Among the key initiatives outlined by the strategic plan:

  • Improving service for patients and their families through improved systems and programs, with appropriate measurement.

  • Continuing clinical redesign to keep patient care and M-CARE premiums competitive no matter what changes in reimbursement arise.

  • Expanding and developing comprehensive care centers for certain populations and diseases, including cancer, cardiovascular, women’s and children’s, transplant and depression.

  • Optimizing use of existing facilities and systems, including space reallocation and information systems.

  • Improving the Medical School’s research ranking, including its level of funding from the National Institutes of Health, and space devoted to research.

  • Periodically enhancing the Medical School curriculum, including better integration of basic science and clinical education.

  • Boosting the ability to attract and retain top faculty, staff and students at all levels.

  • Streamlining the decision-making process throughout the Health System.

  • Intensifying the use of metrics, or measurement criteria, to help in planning, budgeting and rewarding performance.

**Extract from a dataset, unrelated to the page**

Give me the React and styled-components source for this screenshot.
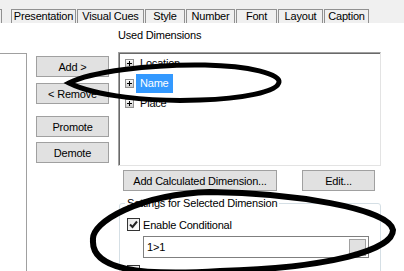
import React from "react";
import styled, { createGlobalStyle } from "styled-components";

const GlobalStyle = createGlobalStyle`
  html, body {
    margin: 0;
    padding: 0;
    background: #fff;
  }
  body {
    width: 404px;
    height: 271px;
    overflow: hidden;
    font-family: "Liberation Sans", Arial, sans-serif;
    font-size: 11px;
    letter-spacing: -0.2px;
    color: #000;
  }
`;

const Page = styled.div`
  position: relative;
  width: 404px;
  height: 271px;
  overflow: hidden;
  background: #fff;
`;

const TabStrip = styled.div`
  display: flex;
  align-items: flex-end;
  gap: 1px;
  box-sizing: border-box;
  height: 23px;
  padding-top: 9px;
  background: #f0f0f0;
`;

const Tab = styled.div`
  box-sizing: border-box;
  flex: none;
  width: ${(p) => p.$w}px;
  height: 14px;
  margin-right: ${(p) => p.$mr || 0}px;
  border: 1px solid #919191;
  border-bottom: none;
  border-left: ${(p) => (p.$cut ? "none" : "1px solid #919191")};
  background: #f0f0f0;
  line-height: 13px;
  text-align: center;
  white-space: nowrap;
`;

const Main = styled.div`
  display: flex;
  align-items: flex-start;
  height: 248px;
`;

const SideList = styled.div`
  box-sizing: border-box;
  flex: none;
  width: 27px;
  height: 230px;
  margin-top: 30px;
  border-top: 1px solid #a0a0a0;
  border-right: 1px solid #a0a0a0;
  background: #fff;
`;

const ButtonColumn = styled.div`
  display: flex;
  flex-direction: column;
  flex: none;
  width: 73px;
  margin: 33px 0 0 9px;
`;

const Button = styled.button`
  box-sizing: border-box;
  flex: none;
  width: ${(p) => p.$w || 73}px;
  height: 21px;
  margin: ${(p) => p.$mt || 0}px 0 0 ${(p) => p.$ml || 0}px;
  padding: 0;
  border: 1px solid #a0a0a0;
  background: #e1e1e1;
  font: 11px "Liberation Sans", Arial, sans-serif;
  letter-spacing: -0.2px;
  color: #000;
  text-align: center;
  white-space: nowrap;
`;

const RightColumn = styled.div`
  display: flex;
  flex-direction: column;
  flex: none;
  width: 263px;
  margin-left: 9px;
`;

const Caption = styled.div`
  margin-top: 6px;
  line-height: 13px;
  white-space: nowrap;
`;

const TreeList = styled.div`
  box-sizing: border-box;
  height: 114px;
  margin-top: 10px;
  border-top: 1px solid #a0a0a0;
  border-left: 1px solid #a0a0a0;
  border-right: 1px solid #e3e3e3;
  border-bottom: 1px solid #e3e3e3;
  box-shadow: inset 1px 1px 0 #696969;
  padding-left: 6px;
  background: #fff;
`;

const TreeRow = styled.div`
  display: flex;
  align-items: center;
  height: 20px;
`;

const TreeLabel = styled.span`
  display: flex;
  align-items: center;
  height: 19px;
  margin-left: 2px;
  padding: 0 4px;
  background: ${(p) => (p.$selected ? "#3399ff" : "transparent")};
  color: ${(p) => (p.$selected ? "#fff" : "#000")};
  white-space: nowrap;
`;

const ButtonRow = styled.div`
  display: flex;
  margin-top: 4px;
`;

const Group = styled.fieldset`
  box-sizing: border-box;
  height: 90px;
  margin: 6px 0 0 1px;
  padding: 8px 0 0 7px;
  border: 1px solid #d5dfe5;
  border-radius: 3px;
`;

const GroupTitle = styled.legend`
  margin-left: -2px;
  padding: 0 2px;
  line-height: 13px;
  white-space: nowrap;
`;

const CheckRow = styled.div`
  display: flex;
  align-items: center;
  gap: 3px;
  height: 13px;
  margin-top: ${(p) => p.$mt || 0}px;
  white-space: nowrap;
`;

const Box = styled.span`
  box-sizing: border-box;
  display: flex;
  align-items: center;
  justify-content: center;
  flex: none;
  width: 13px;
  height: 13px;
  border: 1px solid #333;
  background: linear-gradient(135deg, #e6e6e6, #fff);
`;

const Field = styled.div`
  box-sizing: border-box;
  display: flex;
  align-items: center;
  justify-content: space-between;
  width: 226px;
  height: 22px;
  margin: 5px 0 0 16px;
  padding: 0 2px 0 3px;
  border: 1px solid #7f7f7f;
  background: #fff;
`;

const DotsButton = styled.span`
  box-sizing: border-box;
  display: flex;
  align-items: flex-end;
  justify-content: center;
  width: 17px;
  height: 17px;
  border: 1px solid #a0a0a0;
  background: #e1e1e1;
  line-height: 11px;
  font-size: 10px;
`;

const Overlay = styled.svg`
  position: absolute;
  left: 0;
  top: 0;
  pointer-events: none;
`;

const tabs = [
  ["Presentation", 65],
  ["Visual Cues", 67],
  ["Style", 40],
  ["Number", 49],
  ["Font", 41],
  ["Layout", 45],
  ["Caption", 45],
];

const Expander = () => (
  <svg width="9" height="9" viewBox="0 0 9 9">
    <defs>
      <linearGradient id="exp" x1="0" y1="0" x2="0" y2="1">
        <stop offset="0" stopColor="#ffffff" />
        <stop offset="1" stopColor="#c8c8c8" />
      </linearGradient>
    </defs>
    <rect x="0.5" y="0.5" width="8" height="8" fill="url(#exp)" stroke="#919191" />
    <path d="M2 4.5h5M4.5 2v5" stroke="#000" strokeWidth="1" />
  </svg>
);

const CheckBox = ({ checked }) => (
  <Box>
    {checked && (
      <svg width="9" height="9" viewBox="0 0 9 9">
        <path d="M1 4.5 L3.5 7 L8 1.5" fill="none" stroke="#222" strokeWidth="2" />
      </svg>
    )}
  </Box>
);

export default function App() {
  return (
    <Page>
      <GlobalStyle />
      <TabStrip>
        <Tab $w={2} $mr={8} $cut />
        {tabs.map(([label, w]) => (
          <Tab key={label} $w={w}>
            {label}
          </Tab>
        ))}
      </TabStrip>
      <Main>
        <SideList />
        <ButtonColumn>
          <Button>Add &gt;</Button>
          <Button $mt={6}>&lt; Remove</Button>
          <Button $mt={12}>Promote</Button>
          <Button $mt={5}>Demote</Button>
        </ButtonColumn>
        <RightColumn>
          <Caption>Used Dimensions</Caption>
          <TreeList>
            <TreeRow>
              <Expander />
              <TreeLabel>Location</TreeLabel>
            </TreeRow>
            <TreeRow>
              <Expander />
              <TreeLabel $selected>Name</TreeLabel>
            </TreeRow>
            <TreeRow>
              <Expander />
              <TreeLabel>Place</TreeLabel>
            </TreeRow>
          </TreeList>
          <ButtonRow>
            <Button $w={154} $ml={5}>
              Add Calculated Dimension...
            </Button>
            <Button $ml={25}>Edit...</Button>
          </ButtonRow>
          <Group>
            <GroupTitle>Settings for Selected Dimension</GroupTitle>
            <CheckRow>
              <CheckBox checked />
              Enable Conditional
            </CheckRow>
            <Field>
              <span>1&gt;1</span>
              <DotsButton>...</DotsButton>
            </Field>
            <CheckRow $mt={7}>
              <CheckBox />
            </CheckRow>
          </Group>
        </RightColumn>
      </Main>
      <Overlay width="404" height="271" viewBox="0 0 404 271">
        <path
          d="M69 83 C90 72 150 64 205 65 C250 66 280 74 279 82 C278 92 240 99 200 100 C150 102 95 96 69 83 Z"
          fill="none"
          stroke="#000"
          strokeWidth="5"
        />
        <path
          d="M93 240 C91 222 140 194 210 192 C290 193 390 208 393 230 C393 250 330 268 220 271 C140 276 91 270 93 240 Z"
          fill="none"
          stroke="#000"
          strokeWidth="6"
        />
      </Overlay>
    </Page>
  );
}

  • Increasing efforts to attract philanthropic support for both the Medical School and the Hospitals and Health Centers, to offset the changes in clinical revenues and invest in new facilities and programs.

    Altogether, the strategic plan aims to integrate all activities within the Health System, encompassing patient care, education, research, technology development and community service. The plan provides a framework for individual department and divisions to use in their own planning.

    “We have done well to stay in the black in the past several years while so many other academic and community hospitals were laying off large numbers of staff and still incurring big deficits,” Omenn said. “However, just to keep our noses above the water line, we must improve our performance by nearly $40 million each year by obtaining greater net revenue from increased activity and better collection rates, and by decreasing expenditures per unit of service. That will be true for as far into the future as we can imagine.”

    The Association of American Medical Colleges estimates that the typical teaching hospital will lose $45 million in the next two years, and that 40 percent of those hospitals are already in the red.